Tennis has limped back to some semblance of normality after last year's lengthy disruption due to the COVID-19 pandemic but stakeholders fear playing tournaments in front of empty stands might not be sustainable for long.
The professional circuit was shut down for five months in 2020 before tournament organisers set up bio-secure bubbles for players and support staff while keeping fans away from stadiums.
The disruption has been less severe in 2021 but tournaments, barring the swing in Australia in February, continue to be played in front of a handful of fans at best.
The absence of spectators has not just robbed tournaments of atmosphere and sapped the energy of players who thrive on it, but has also had a savage impact on finances.
ATP tournaments incurred losses of between $60 and $80 million last year, hurt by last-minute cancellations, a wipeout of ticketing revenue in absence of spectators and a 30 per cent drop in proceeds from sponsorships.
And, with the added burden of expenditure on health protocols, has led to a reduction in prize money down to 50 per cent of levels before the pandemic.
"With all the estimates that we have done, we think we can sustain this year," ATP Chairman Andrea Gaudenzi told Reuters.
Gaudenzi said sponsorship revenue plunged about 30 per cent on average since the start of the pandemic, with the Masters 1000 events -- the level below the Grand Slams -- relying on ticket sales for 45 per cent of their proceeds.

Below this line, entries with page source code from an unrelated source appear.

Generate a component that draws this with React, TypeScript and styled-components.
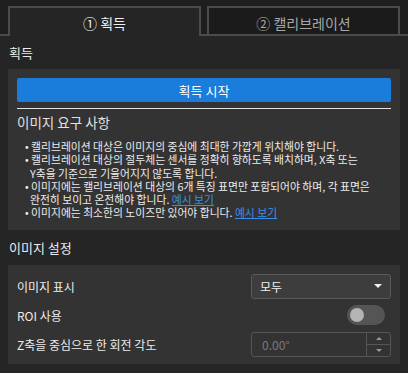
import { useState } from "react";
import styled, { createGlobalStyle } from "styled-components";

const GlobalStyle = createGlobalStyle`
  html, body {
    margin: 0;
    padding: 0;
    background: #252525;
  }
  body {
    font-family: "Noto Sans CJK KR", "Noto Sans", sans-serif;
    color: #e6e6e6;
  }
`;

const Page = styled.div`
  width: 408px;
  height: 373px;
  background: #252525;
  overflow: hidden;
`;

const TabBar = styled.div`
  display: flex;
  align-items: flex-end;
  gap: 6px;
  height: 36px;
  box-sizing: border-box;
  padding: 6px 0 0 8px;
  background: #1e1e1e;
  border-bottom: 2px solid #4b4b4b;
`;

const Tab = styled.div<{ $active?: boolean }>`
  width: 193px;
  box-sizing: border-box;
  height: ${(p) => (p.$active ? "30px" : "28px")};
  margin-bottom: ${(p) => (p.$active ? "-2px" : "0")};
  border: 2px solid #4b4b4b;
  border-bottom: none;
  background: ${(p) => (p.$active ? "#252525" : "#1b1b1b")};
  color: ${(p) => (p.$active ? "#f2f2f2" : "#a8a8a8")};
  font-size: 14px;
  display: flex;
  justify-content: center;
  padding-top: 5px;
  line-height: 20px;
  cursor: pointer;
`;

const Content = styled.div`
  padding: 0 8px;
`;

const SectionTitle = styled.div<{ $h: number }>`
  height: ${(p) => p.$h}px;
  display: flex;
  align-items: center;
  padding-left: 1px;
  font-size: 13px;
  color: #ececec;
`;

const Panel = styled.div`
  background: #333333;
  padding: 9px 9px 10px;
`;

const StartButton = styled.button`
  display: block;
  width: 100%;
  height: 24px;
  border: none;
  border-radius: 2px;
  background: #1a7ddc;
  color: #ffffff;
  font-family: inherit;
  font-size: 13px;
  cursor: pointer;
`;

const Divider = styled.div`
  height: 1px;
  background: #e4e4e4;
  margin-top: 6px;
`;

const Heading = styled.div`
  font-size: 13.5px;
  line-height: 20px;
  margin-top: 3px;
  color: #e2e2e2;
`;

const Bullets = styled.ul`
  list-style: none;
  margin: 8px 0 0;
  padding: 0 12px 0 13px;
`;

const Bullet = styled.li`
  font-size: 10.8px;
  line-height: 13.3px;
  text-indent: -5px;
  word-break: keep-all;
  color: #ececec;
  &::before {
    content: "• ";
  }
`;

const Link = styled.a`
  color: #3a8fe8;
  text-decoration: underline;
  cursor: pointer;
`;

const SettingsPanel = styled.div`
  background: #333333;
  padding: 9px 9px 7px;
  display: flex;
  flex-direction: column;
  gap: 4px;
`;

const Row = styled.div`
  height: 25px;
  display: flex;
  align-items: center;
  justify-content: space-between;
`;

const Label = styled.span`
  font-size: 12px;
  color: #ececec;
`;

const Select = styled.div`
  width: 140px;
  height: 25px;
  box-sizing: border-box;
  border: 1px solid #5a5a5a;
  border-radius: 3px;
  background: #3d3d3d;
  display: flex;
  align-items: center;
  justify-content: space-between;
  padding: 0 8px 0 8px;
  font-size: 12px;
  color: #f0f0f0;
`;

const Toggle = styled.button<{ $on: boolean }>`
  position: relative;
  width: 38px;
  height: 20px;
  margin-right: 6px;
  border: none;
  border-radius: 10px;
  background: ${(p) => (p.$on ? "#1a7ddc" : "#555555")};
  padding: 0;
  cursor: pointer;
  &::after {
    content: "";
    position: absolute;
    top: 3px;
    left: ${(p) => (p.$on ? "21px" : "3px")};
    width: 14px;
    height: 14px;
    border-radius: 50%;
    background: #b4b4b4;
  }
`;

const SpinBox = styled.div`
  width: 140px;
  height: 25px;
  box-sizing: border-box;
  border: 1px solid #555555;
  border-radius: 3px;
  display: flex;
`;

const SpinValue = styled.div`
  flex: 1;
  display: flex;
  align-items: center;
  padding-left: 10px;
  font-size: 12px;
  color: #7a7a7a;
`;

const SpinButtons = styled.div`
  width: 23px;
  border-left: 1px solid #555555;
  display: flex;
  flex-direction: column;
`;

const SpinButton = styled.div<{ $top?: boolean }>`
  flex: 1;
  display: flex;
  align-items: center;
  justify-content: center;
  border-bottom: ${(p) => (p.$top ? "1px solid #555555" : "none")};
`;

const Caret = ({ up, size = 8, color = "#f0f0f0" }: { up?: boolean; size?: number; color?: string }) => (
  <svg width={size} height={size / 2} viewBox="0 0 8 4">
    <path d={up ? "M0 4 L4 0 L8 4 Z" : "M0 0 L8 0 L4 4 Z"} fill={color} />
  </svg>
);

export default function App() {
  const [tab, setTab] = useState(0);
  const [roi, setRoi] = useState(false);

  return (
    <Page>
      <GlobalStyle />
      <TabBar>
        <Tab $active={tab === 0} onClick={() => setTab(0)}>
          ① 획득
        </Tab>
        <Tab $active={tab === 1} onClick={() => setTab(1)}>
          ② 캘리브레이션
        </Tab>
      </TabBar>

      <Content>
        <SectionTitle $h={33}>획득</SectionTitle>
        <Panel>
          <StartButton>획득 시작</StartButton>
          <Divider />
          <Heading>이미지 요구 사항</Heading>
          <Bullets>
            <Bullet>캘리브레이션 대상은 이미지의 중심에 최대한 가깝게 위치해야 합니다.</Bullet>
            <Bullet>
              캘리브레이션 대상의 절두체는 센서를 정확히 향하도록 배치하며, X축 또는 Y축을 기준으로 기울어지지
              않도록 합니다.
            </Bullet>
            <Bullet>
              이미지에는 캘리브레이션 대상의 6개 특징 표면만 포함되어야 하며, 각 표면은 완전히 보이고 온전해야
              합니다. <Link>예시 보기</Link>
            </Bullet>
            <Bullet>
              이미지에는 최소한의 노이즈만 있어야 합니다. <Link>예시 보기</Link>
            </Bullet>
          </Bullets>
        </Panel>

        <SectionTitle $h={35}>이미지 설정</SectionTitle>
        <SettingsPanel>
          <Row>
            <Label>이미지 표시</Label>
            <Select>
              모두
              <Caret />
            </Select>
          </Row>
          <Row>
            <Label>ROI 사용</Label>
            <Toggle $on={roi} onClick={() => setRoi(!roi)} />
          </Row>
          <Row>
            <Label>Z축을 중심으로 한 회전 각도</Label>
            <SpinBox>
              <SpinValue>0.00°</SpinValue>
              <SpinButtons>
                <SpinButton $top>
                  <Caret up size={6} color="#9a9a9a" />
                </SpinButton>
                <SpinButton>
                  <Caret size={6} color="#9a9a9a" />
                </SpinButton>
              </SpinButtons>
            </SpinBox>
          </Row>
        </SettingsPanel>
      </Content>
    </Page>
  );
}
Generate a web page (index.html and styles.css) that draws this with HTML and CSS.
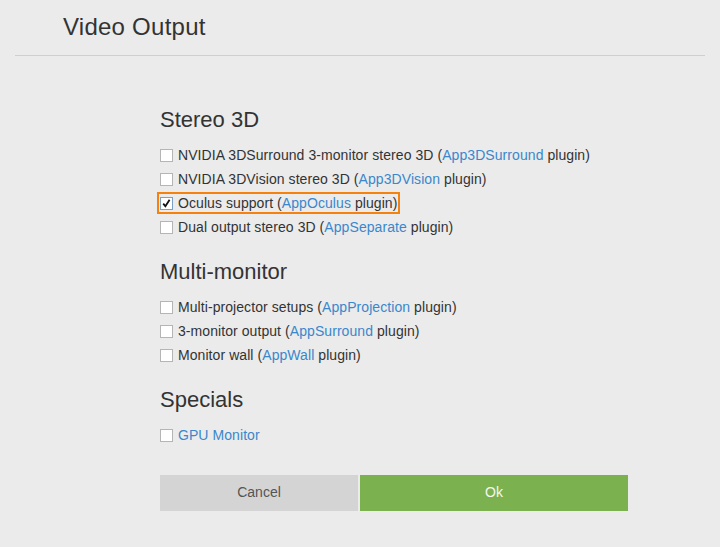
FILE: index.html
```html
<!DOCTYPE html>
<html>
<head>
<meta charset="utf-8">
<link rel="stylesheet" href="styles.css">
</head>
<body>
<div class="header"><h1 class="title">Video Output</h1></div>
<div class="content">
  <section class="group">
    <h2 class="group-title">Stereo 3D</h2>
    <ul class="options">
      <li class="option"><span class="box"></span><span>NVIDIA 3DSurround 3-monitor stereo 3D (<a class="link">App3DSurround</a> plugin)</span></li>
      <li class="option"><span class="box"></span><span>NVIDIA 3DVision stereo 3D (<a class="link">App3DVision</a> plugin)</span></li>
      <li class="option"><span class="focus"><span class="box checked"><svg width="11" height="11" viewBox="0 0 11 11"><path d="M2.2 5.6 L4.4 8.2 L8.6 1.8" fill="none" stroke="#111" stroke-width="1.8"/></svg></span><span>Oculus support (<a class="link">AppOculus</a> plugin)</span></span></li>
      <li class="option"><span class="box"></span><span>Dual output stereo 3D (<a class="link">AppSeparate</a> plugin)</span></li>
    </ul>
  </section>
  <section class="group">
    <h2 class="group-title">Multi-monitor</h2>
    <ul class="options">
      <li class="option"><span class="box"></span><span>Multi-projector setups (<a class="link">AppProjection</a> plugin)</span></li>
      <li class="option"><span class="box"></span><span>3-monitor output (<a class="link">AppSurround</a> plugin)</span></li>
      <li class="option"><span class="box"></span><span>Monitor wall (<a class="link">AppWall</a> plugin)</span></li>
    </ul>
  </section>
  <section class="group">
    <h2 class="group-title">Specials</h2>
    <ul class="options">
      <li class="option"><span class="box"></span><a class="link">GPU Monitor</a></li>
    </ul>
  </section>
  <div class="actions">
    <button class="btn cancel">Cancel</button>
    <button class="btn ok">Ok</button>
  </div>
</div>
</body>
</html>
```
FILE: styles.css
```css
html, body { margin: 0; padding: 0; }
body {
  background: #ebebeb;
  font-family: "Liberation Sans", Arial, sans-serif;
  color: #333;
  width: 720px;
  height: 547px;
  overflow: hidden;
}
.header {
  margin: 0 15px;
  padding: 13px 0 14px 48px;
  border-bottom: 1px solid #cfcfcf;
}
.title {
  margin: 0;
  font-size: 24px;
  line-height: 28px;
  font-weight: normal;
  letter-spacing: 0.25px;
  color: #333;
}
.content {
  width: 468px;
  margin: 0 0 0 160px;
  padding-top: 52px;
}
.group { margin-bottom: 21px; }
.group-title {
  margin: 0 0 11px 0;
  font-size: 22px;
  line-height: 24px;
  font-weight: normal;
  color: #333;
}
.options { list-style: none; margin: 0; padding: 0; }
.option {
  display: flex;
  align-items: center;
  height: 24px;
  font-size: 14px;
  letter-spacing: 0.07px;
  color: #333;
}
.focus {
  display: flex;
  align-items: center;
  outline: 2px solid #f5820f;
  outline-offset: 1px;
}
.box {
  box-sizing: border-box;
  width: 13px;
  height: 13px;
  background: #fff;
  border: 1px solid #b5b5b5;
  margin-right: 5px;
  display: flex;
  align-items: center;
  justify-content: center;
  flex: none;
}
.box.checked { border-color: #7a9fc9; }
.link { color: #3a87cc; text-decoration: none; }
.actions {
  display: flex;
  gap: 2px;
  margin-top: 28px;
}
.btn {
  height: 36px;
  border: none;
  font-family: "Liberation Sans", Arial, sans-serif;
  font-size: 14px;
  padding: 0 0 2px 0;
}
.cancel { width: 198px; background: #d4d4d4; color: #555; }
.ok { flex: 1; background: #7cb14f; color: #f4f8ee; }
```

Herwig Straka, one of three members of the ATP board representing tournament owners, said the call on whether to continue running events without fans could come down to a business decision.
"It's about finding the right balance between enough prize money for players, especially for lower-ranked players to survive, and also for tournaments to continue," Straka said.
"And obviously for the smaller tournaments this challenge is higher. So not only as a business but also as a sport we definitely need spectators to return sooner than later ... we cannot survive without having spectators."
The men's governing body will spend up to $5.2 million -- primarily taken from the bonus pool for the top 12 eligible players at the end of season -- to boost prize money at its events until Wimbledon.
The WTA had to fund the entire prize money of $565,530 for its season opener in Abu Dhabi from its own funds.
"The reduction in prize money levels that are in place for 2021 is not something anyone wants to see," WTA CEO Steve Simon told Reuters.
"However, with the compromised revenue streams from ticketing and sponsorship being dealt with, the reductions are required and appropriate."
Before her early exit from this week's WTA 1000 event in Dubai, world No. 5 Elina Svitolina said reduced purses could potentially have an impact on motivation.
Americans John Isner and Reilly Opelka were less diplomatic when they hit out at ATP management recently for not taking salary cuts while players effectively were.
Gaudenzi said that even in the worst case scenario, the ATP was still tracking to deliver 2021 prize money levels of about $180 million, 23 per cent less than 2019.
"It's still not a terrible result, considering the challenges we face," the Italian said, adding that most tournaments would be happy to break even in 2021.
With vaccines against the virus starting to roll out, tennis bosses were hopeful that restrictions on spectators would start to be relaxed.
"A no-crowd formula that extended into the future would require a restructuring of how sports in general would proceed," said WTA's Simon.
"We are beginning to see a pathway for fans to begin returning at restricted levels as 2021 progresses and hopefully a significant move towards full stadiums in 2022."